Given request - Images should be left out, and everything else in the listing reproduced exactly.

## start Data extract

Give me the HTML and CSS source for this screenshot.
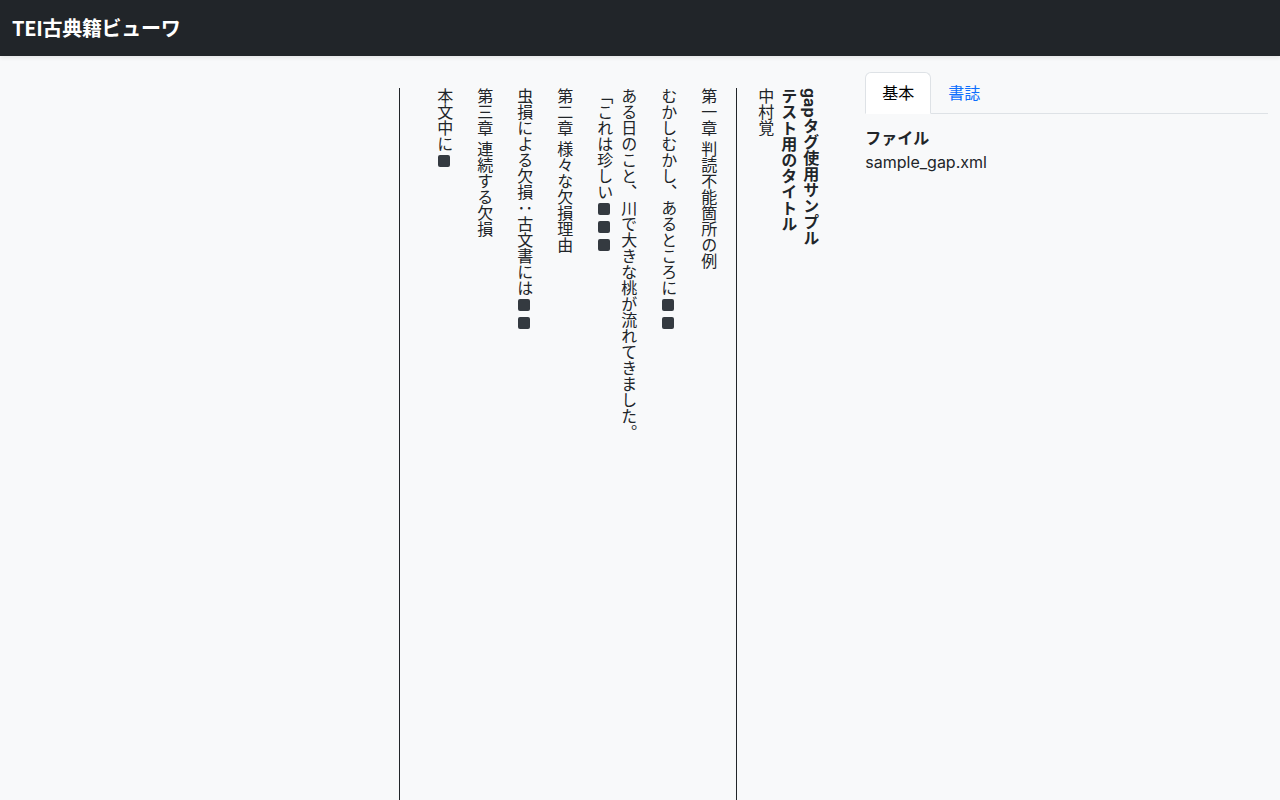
FILE: index.html
```html
<!DOCTYPE html>
<html lang="ja">
<head>
<meta charset="utf-8">
<title>TEI古典籍ビューワ</title>
<link rel="stylesheet" href="styles.css">
</head>
<body>
<nav class="navbar">
  <span class="brand">TEI古典籍ビューワ</span>
</nav>
<main class="main">
  <section class="col-left">
    <div class="viewer">
      <h1 class="doc-title">gapタグ使用サンプル<br>テスト用のタイトル</h1>
      <div class="doc-author">中村覚</div>
      <div class="doc-body">
        <p>第一章 判読不能箇所の例</p>
        <p>むかしむかし、あるところに<span class="gap"></span><span class="gap"></span></p>
        <p>ある日のこと、川で大きな桃が流れてきました。<br>「これは珍しい<span class="gap"></span><span class="gap"></span><span class="gap"></span></p>
        <p>第二章 様々な欠損理由</p>
        <p>虫損による欠損：古文書には<span class="gap"></span><span class="gap"></span></p>
        <p>第三章 連続する欠損</p>
        <p>本文中に<span class="gap"></span></p>
      </div>
    </div>
  </section>
  <aside class="col-right">
    <ul class="tabs">
      <li class="tab active">基本</li>
      <li class="tab">書誌</li>
    </ul>
    <div class="tab-content">
      <div class="field-label">ファイル</div>
      <div class="field-value">sample_gap.xml</div>
    </div>
  </aside>
</main>
</body>
</html>
```

FILE: styles.css
```css
* {
  box-sizing: border-box;
}

html, body {
  margin: 0;
  padding: 0;
}

body {
  background: #f8f9fa;
  color: #212529;
  font-family: Inter, "Noto Sans CJK JP", sans-serif;
  font-size: 16px;
  line-height: 24px;
  overflow: hidden;
  height: 100vh;
}

.navbar {
  height: 56px;
  background: #212529;
  display: flex;
  align-items: center;
  padding: 0 12px;
  box-shadow: 0 2px 4px rgba(0, 0, 0, 0.075);
  position: relative;
  z-index: 1;
}

.brand {
  color: #fff;
  font-size: 20px;
  font-weight: 700;
  line-height: 30px;
  font-family: "Noto Sans CJK JP", sans-serif;
  letter-spacing: -0.3px;
}

.main {
  display: flex;
  padding-top: 16px;
}

.col-left {
  width: 66.6667%;
  padding: 0 12px;
}

.col-right {
  width: 33.3333%;
  padding: 0 12px;
}

.viewer {
  display: flex;
  flex-direction: row-reverse;
  align-items: flex-start;
  padding-top: 16px;
  padding-right: 20px;
}

.doc-title {
  writing-mode: vertical-rl;
  margin: 0;
  font-size: 16px;
  font-weight: 700;
  line-height: 22px;
}

.doc-author {
  writing-mode: vertical-rl;
  line-height: 24px;
  margin-left: 16px;
}

.doc-body {
  writing-mode: vertical-rl;
  height: calc(100vh - 88px);
  border-left: 1px solid #212529;
  border-right: 1px solid #212529;
  padding: 0 16px;
}

.doc-body p {
  margin: 0 0 0 16px;
  line-height: 24px;
}

.gap {
  display: inline-block;
  width: 12px;
  height: 12px;
  margin: 3px 0 3px 0;
  background: #343a40;
  border-radius: 2px;
  vertical-align: 0;
}

.tabs {
  list-style: none;
  margin: 0;
  padding: 0;
  display: flex;
  border-bottom: 1px solid #dee2e6;
}

.tab {
  padding: 8px 16px;
  line-height: 24px;
  color: #0d6efd;
  border: 1px solid transparent;
  border-top-left-radius: 6px;
  border-top-right-radius: 6px;
  margin-bottom: -1px;
}

.tab.active {
  color: #000;
  background: #fff;
  border-color: #dee2e6 #dee2e6 #fff;
}

.tab-content {
  padding-top: 12px;
}

.field-label {
  font-weight: 700;
  line-height: 24px;
}

.field-value {
  line-height: 24px;
}
```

## end Data extract

Task output -
Give me the HTML and CSS source for this screenshot.
FILE: index.html
```html
<!DOCTYPE html>
<html lang="ja">
<head>
<meta charset="utf-8">
<title>TEI古典籍ビューワ</title>
<link rel="stylesheet" href="styles.css">
</head>
<body>
<nav class="navbar">
  <span class="brand">TEI古典籍ビューワ</span>
</nav>
<main class="main">
  <section class="col-left">
    <div class="viewer">
      <h1 class="doc-title">gapタグ使用サンプル<br>テスト用のタイトル</h1>
      <div class="doc-author">中村覚</div>
      <div class="doc-body">
        <p>第一章 判読不能箇所の例</p>
        <p>むかしむかし、あるところに<span class="gap"></span><span class="gap"></span></p>
        <p>ある日のこと、川で大きな桃が流れてきました。<br>「これは珍しい<span class="gap"></span><span class="gap"></span><span class="gap"></span></p>
        <p>第二章 様々な欠損理由</p>
        <p>虫損による欠損：古文書には<span class="gap"></span><span class="gap"></span></p>
        <p>第三章 連続する欠損</p>
        <p>本文中に<span class="gap"></span></p>
      </div>
    </div>
  </section>
  <aside class="col-right">
    <ul class="tabs">
      <li class="tab active">基本</li>
      <li class="tab">書誌</li>
    </ul>
    <div class="tab-content">
      <div class="field-label">ファイル</div>
      <div class="field-value">sample_gap.xml</div>
    </div>
  </aside>
</main>
</body>
</html>
```

FILE: styles.css
```css
* {
  box-sizing: border-box;
}

html, body {
  margin: 0;
  padding: 0;
}

body {
  background: #f8f9fa;
  color: #212529;
  font-family: Inter, "Noto Sans CJK JP", sans-serif;
  font-size: 16px;
  line-height: 24px;
  overflow: hidden;
  height: 100vh;
}

.navbar {
  height: 56px;
  background: #212529;
  display: flex;
  align-items: center;
  padding: 0 12px;
  box-shadow: 0 2px 4px rgba(0, 0, 0, 0.075);
  position: relative;
  z-index: 1;
}

.brand {
  color: #fff;
  font-size: 20px;
  font-weight: 700;
  line-height: 30px;
  font-family: "Noto Sans CJK JP", sans-serif;
  letter-spacing: -0.3px;
}

.main {
  display: flex;
  padding-top: 16px;
}

.col-left {
  width: 66.6667%;
  padding: 0 12px;
}

.col-right {
  width: 33.3333%;
  padding: 0 12px;
}

.viewer {
  display: flex;
  flex-direction: row-reverse;
  align-items: flex-start;
  padding-top: 16px;
  padding-right: 20px;
}

.doc-title {
  writing-mode: vertical-rl;
  margin: 0;
  font-size: 16px;
  font-weight: 700;
  line-height: 22px;
}

.doc-author {
  writing-mode: vertical-rl;
  line-height: 24px;
  margin-left: 16px;
}

.doc-body {
  writing-mode: vertical-rl;
  height: calc(100vh - 88px);
  border-left: 1px solid #212529;
  border-right: 1px solid #212529;
  padding: 0 16px;
}

.doc-body p {
  margin: 0 0 0 16px;
  line-height: 24px;
}

.gap {
  display: inline-block;
  width: 12px;
  height: 12px;
  margin: 3px 0 3px 0;
  background: #343a40;
  border-radius: 2px;
  vertical-align: 0;
}

.tabs {
  list-style: none;
  margin: 0;
  padding: 0;
  display: flex;
  border-bottom: 1px solid #dee2e6;
}

.tab {
  padding: 8px 16px;
  line-height: 24px;
  color: #0d6efd;
  border: 1px solid transparent;
  border-top-left-radius: 6px;
  border-top-right-radius: 6px;
  margin-bottom: -1px;
}

.tab.active {
  color: #000;
  background: #fff;
  border-color: #dee2e6 #dee2e6 #fff;
}

.tab-content {
  padding-top: 12px;
}

.field-label {
  font-weight: 700;
  line-height: 24px;
}

.field-value {
  line-height: 24px;
}
```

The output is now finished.